Every line that contains the word "styles" should be copied out.
☆ ☆ ☆ ☆ ☆ ☆ ☆
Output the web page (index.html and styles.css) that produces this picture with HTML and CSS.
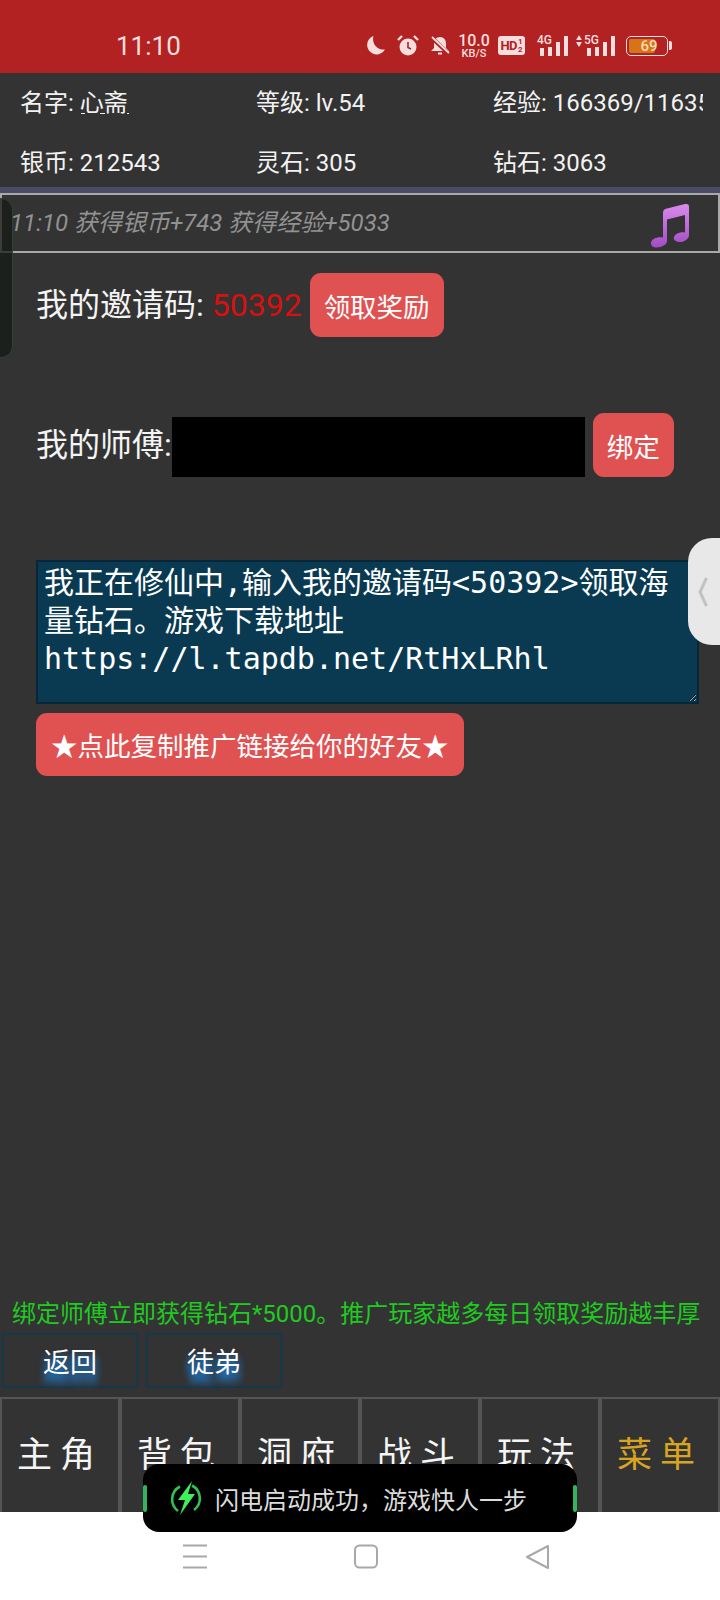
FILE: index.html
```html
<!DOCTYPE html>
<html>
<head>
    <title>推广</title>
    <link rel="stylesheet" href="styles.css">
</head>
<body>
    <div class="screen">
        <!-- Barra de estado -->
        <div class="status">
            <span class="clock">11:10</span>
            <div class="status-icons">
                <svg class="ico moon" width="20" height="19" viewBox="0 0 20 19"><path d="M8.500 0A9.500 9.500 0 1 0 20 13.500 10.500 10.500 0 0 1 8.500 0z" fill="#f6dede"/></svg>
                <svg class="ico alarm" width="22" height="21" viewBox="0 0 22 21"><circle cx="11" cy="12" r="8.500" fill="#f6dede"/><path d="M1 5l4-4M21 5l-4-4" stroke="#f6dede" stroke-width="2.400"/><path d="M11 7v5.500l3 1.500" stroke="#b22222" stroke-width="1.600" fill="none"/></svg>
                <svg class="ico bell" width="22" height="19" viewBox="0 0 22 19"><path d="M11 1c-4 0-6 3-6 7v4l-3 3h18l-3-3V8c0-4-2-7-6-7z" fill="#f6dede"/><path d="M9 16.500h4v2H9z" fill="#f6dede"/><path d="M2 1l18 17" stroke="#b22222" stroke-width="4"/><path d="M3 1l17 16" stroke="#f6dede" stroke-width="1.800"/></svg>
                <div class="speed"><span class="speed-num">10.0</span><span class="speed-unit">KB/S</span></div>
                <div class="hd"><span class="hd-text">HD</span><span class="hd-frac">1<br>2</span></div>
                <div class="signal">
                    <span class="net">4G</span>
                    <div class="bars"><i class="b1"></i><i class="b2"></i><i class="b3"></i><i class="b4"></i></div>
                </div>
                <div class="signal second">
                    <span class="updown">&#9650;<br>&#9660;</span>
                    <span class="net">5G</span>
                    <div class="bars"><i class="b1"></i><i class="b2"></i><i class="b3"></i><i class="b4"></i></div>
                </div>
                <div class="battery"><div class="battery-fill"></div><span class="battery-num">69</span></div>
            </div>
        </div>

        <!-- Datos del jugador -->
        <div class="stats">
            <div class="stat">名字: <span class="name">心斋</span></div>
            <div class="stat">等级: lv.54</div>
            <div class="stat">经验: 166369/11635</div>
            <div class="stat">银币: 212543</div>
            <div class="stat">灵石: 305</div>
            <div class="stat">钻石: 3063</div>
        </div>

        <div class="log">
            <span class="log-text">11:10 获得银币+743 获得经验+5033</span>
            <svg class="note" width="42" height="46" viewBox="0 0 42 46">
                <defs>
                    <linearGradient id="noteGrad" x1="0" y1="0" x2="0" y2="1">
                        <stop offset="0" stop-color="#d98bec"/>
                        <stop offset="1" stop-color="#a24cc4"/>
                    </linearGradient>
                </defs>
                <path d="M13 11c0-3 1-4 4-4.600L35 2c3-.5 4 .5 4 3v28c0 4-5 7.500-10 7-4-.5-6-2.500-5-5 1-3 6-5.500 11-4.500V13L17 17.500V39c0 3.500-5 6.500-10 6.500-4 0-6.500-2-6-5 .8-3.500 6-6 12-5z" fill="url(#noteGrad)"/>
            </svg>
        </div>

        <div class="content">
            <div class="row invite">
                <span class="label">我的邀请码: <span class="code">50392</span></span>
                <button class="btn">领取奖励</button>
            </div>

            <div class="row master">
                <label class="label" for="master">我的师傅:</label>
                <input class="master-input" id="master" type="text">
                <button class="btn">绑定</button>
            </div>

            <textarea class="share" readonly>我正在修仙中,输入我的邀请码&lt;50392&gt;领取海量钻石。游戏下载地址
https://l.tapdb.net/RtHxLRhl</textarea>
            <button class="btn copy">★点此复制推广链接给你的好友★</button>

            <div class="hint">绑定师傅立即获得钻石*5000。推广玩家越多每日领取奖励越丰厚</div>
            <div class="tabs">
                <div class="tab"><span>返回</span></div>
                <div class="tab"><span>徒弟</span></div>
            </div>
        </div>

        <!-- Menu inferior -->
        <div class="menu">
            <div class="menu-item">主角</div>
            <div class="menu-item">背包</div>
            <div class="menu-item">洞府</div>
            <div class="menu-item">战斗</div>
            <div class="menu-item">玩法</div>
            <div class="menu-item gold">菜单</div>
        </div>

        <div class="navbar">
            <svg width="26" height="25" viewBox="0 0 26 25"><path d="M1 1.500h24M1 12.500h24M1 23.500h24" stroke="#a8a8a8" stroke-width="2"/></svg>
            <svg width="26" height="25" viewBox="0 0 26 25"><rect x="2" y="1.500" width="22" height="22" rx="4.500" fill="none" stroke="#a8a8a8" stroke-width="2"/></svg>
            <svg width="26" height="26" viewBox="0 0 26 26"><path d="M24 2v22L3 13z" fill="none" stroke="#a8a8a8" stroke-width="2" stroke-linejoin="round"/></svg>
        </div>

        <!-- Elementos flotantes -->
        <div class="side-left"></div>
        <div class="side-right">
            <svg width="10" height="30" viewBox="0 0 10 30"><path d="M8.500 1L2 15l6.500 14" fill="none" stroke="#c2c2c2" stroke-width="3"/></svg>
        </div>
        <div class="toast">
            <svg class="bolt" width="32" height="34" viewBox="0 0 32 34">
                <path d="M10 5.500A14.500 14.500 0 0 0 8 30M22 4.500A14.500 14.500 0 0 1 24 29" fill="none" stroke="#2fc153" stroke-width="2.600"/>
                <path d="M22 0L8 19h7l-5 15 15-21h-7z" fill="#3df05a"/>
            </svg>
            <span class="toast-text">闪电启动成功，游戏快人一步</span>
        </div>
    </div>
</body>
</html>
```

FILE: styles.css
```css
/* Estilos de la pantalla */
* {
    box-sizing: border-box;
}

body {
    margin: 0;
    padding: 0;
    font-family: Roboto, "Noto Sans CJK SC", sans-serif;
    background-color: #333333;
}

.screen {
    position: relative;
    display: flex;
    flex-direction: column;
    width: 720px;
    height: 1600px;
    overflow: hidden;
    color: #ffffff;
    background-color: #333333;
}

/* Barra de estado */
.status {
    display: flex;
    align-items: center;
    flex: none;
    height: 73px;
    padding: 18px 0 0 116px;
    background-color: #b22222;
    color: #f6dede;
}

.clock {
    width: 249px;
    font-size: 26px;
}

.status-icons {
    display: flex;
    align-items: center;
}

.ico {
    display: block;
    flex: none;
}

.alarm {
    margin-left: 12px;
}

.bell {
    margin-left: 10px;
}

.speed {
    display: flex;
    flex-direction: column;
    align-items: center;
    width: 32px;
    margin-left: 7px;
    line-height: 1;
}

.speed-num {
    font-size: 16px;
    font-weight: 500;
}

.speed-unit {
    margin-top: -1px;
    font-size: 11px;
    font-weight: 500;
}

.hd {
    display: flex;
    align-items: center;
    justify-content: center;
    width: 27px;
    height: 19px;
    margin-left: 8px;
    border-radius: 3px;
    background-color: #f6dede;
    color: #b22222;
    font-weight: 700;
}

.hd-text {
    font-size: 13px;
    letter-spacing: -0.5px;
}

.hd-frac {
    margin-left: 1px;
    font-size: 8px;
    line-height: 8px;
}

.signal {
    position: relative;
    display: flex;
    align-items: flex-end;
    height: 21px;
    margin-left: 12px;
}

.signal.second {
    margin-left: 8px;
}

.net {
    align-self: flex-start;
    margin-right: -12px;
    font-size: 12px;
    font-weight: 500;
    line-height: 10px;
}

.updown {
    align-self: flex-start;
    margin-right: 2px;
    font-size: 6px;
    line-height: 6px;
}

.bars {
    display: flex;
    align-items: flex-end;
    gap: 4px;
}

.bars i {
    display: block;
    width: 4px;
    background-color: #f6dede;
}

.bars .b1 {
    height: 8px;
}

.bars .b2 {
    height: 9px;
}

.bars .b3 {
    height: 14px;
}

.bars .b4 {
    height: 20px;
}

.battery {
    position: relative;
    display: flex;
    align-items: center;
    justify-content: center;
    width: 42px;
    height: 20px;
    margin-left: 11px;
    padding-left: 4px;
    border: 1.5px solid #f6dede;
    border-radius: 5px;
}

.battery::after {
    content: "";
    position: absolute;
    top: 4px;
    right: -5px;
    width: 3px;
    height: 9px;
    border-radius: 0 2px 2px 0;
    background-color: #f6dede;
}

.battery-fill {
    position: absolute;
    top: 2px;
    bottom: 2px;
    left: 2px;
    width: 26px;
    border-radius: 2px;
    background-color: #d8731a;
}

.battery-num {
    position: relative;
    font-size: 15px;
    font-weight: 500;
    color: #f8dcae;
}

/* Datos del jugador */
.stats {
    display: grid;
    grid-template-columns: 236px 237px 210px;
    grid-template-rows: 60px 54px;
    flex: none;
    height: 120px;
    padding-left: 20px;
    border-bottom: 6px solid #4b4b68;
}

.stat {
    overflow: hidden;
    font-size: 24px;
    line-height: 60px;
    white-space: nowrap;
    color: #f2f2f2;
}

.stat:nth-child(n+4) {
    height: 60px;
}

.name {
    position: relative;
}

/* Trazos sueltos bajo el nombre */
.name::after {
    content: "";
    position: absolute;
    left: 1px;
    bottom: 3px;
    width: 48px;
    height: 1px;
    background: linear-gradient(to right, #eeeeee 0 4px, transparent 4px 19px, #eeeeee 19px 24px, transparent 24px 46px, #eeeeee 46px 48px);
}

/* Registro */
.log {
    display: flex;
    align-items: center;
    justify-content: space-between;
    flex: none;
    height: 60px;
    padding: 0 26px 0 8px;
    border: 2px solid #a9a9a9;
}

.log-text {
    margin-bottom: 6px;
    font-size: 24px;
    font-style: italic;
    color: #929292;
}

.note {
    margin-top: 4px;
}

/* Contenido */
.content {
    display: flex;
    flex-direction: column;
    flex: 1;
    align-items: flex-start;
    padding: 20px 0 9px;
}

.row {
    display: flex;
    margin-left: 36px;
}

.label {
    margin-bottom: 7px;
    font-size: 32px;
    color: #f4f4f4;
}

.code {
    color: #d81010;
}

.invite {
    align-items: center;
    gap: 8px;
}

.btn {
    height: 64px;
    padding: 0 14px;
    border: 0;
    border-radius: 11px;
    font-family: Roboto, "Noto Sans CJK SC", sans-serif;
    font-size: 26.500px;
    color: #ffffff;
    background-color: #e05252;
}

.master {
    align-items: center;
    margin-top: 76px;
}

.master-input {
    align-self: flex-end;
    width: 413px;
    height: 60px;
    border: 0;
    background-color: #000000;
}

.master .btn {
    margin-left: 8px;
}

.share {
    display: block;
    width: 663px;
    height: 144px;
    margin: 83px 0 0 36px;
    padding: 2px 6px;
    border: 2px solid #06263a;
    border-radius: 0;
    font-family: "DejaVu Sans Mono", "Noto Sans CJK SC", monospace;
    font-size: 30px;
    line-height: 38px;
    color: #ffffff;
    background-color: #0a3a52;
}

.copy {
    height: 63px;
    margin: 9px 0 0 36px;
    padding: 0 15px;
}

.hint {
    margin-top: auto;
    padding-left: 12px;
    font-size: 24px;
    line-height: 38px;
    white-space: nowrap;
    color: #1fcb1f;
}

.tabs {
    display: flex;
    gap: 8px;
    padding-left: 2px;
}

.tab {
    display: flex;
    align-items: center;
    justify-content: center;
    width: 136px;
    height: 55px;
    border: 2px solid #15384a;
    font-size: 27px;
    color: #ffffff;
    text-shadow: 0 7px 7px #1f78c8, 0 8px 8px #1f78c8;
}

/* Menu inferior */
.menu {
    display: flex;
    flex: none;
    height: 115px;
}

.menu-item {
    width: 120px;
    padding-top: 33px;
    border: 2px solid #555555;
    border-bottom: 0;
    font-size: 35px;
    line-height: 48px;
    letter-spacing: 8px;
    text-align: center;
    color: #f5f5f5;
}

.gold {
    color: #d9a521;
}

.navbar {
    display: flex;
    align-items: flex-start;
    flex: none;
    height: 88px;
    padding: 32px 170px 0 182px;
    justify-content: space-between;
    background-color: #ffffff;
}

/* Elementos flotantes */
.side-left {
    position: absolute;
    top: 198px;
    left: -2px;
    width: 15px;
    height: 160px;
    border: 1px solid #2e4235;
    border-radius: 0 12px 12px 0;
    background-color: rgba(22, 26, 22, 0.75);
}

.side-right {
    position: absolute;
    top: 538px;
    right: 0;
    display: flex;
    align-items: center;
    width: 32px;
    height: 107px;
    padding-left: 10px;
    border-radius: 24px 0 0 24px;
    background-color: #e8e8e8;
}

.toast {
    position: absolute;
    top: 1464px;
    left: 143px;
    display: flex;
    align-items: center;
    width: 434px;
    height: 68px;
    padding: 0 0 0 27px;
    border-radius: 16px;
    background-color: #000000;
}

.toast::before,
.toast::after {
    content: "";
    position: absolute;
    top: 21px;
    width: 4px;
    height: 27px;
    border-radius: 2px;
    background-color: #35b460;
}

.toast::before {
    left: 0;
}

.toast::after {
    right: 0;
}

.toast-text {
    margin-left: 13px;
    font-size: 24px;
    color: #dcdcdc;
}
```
☆ ☆ ☆ ☆ ☆ ☆ ☆
• Finished exercise:
Output the web page (index.html and styles.css) that produces this picture with HTML and CSS.
    <link rel="stylesheet" href="styles.css">
FILE: styles.css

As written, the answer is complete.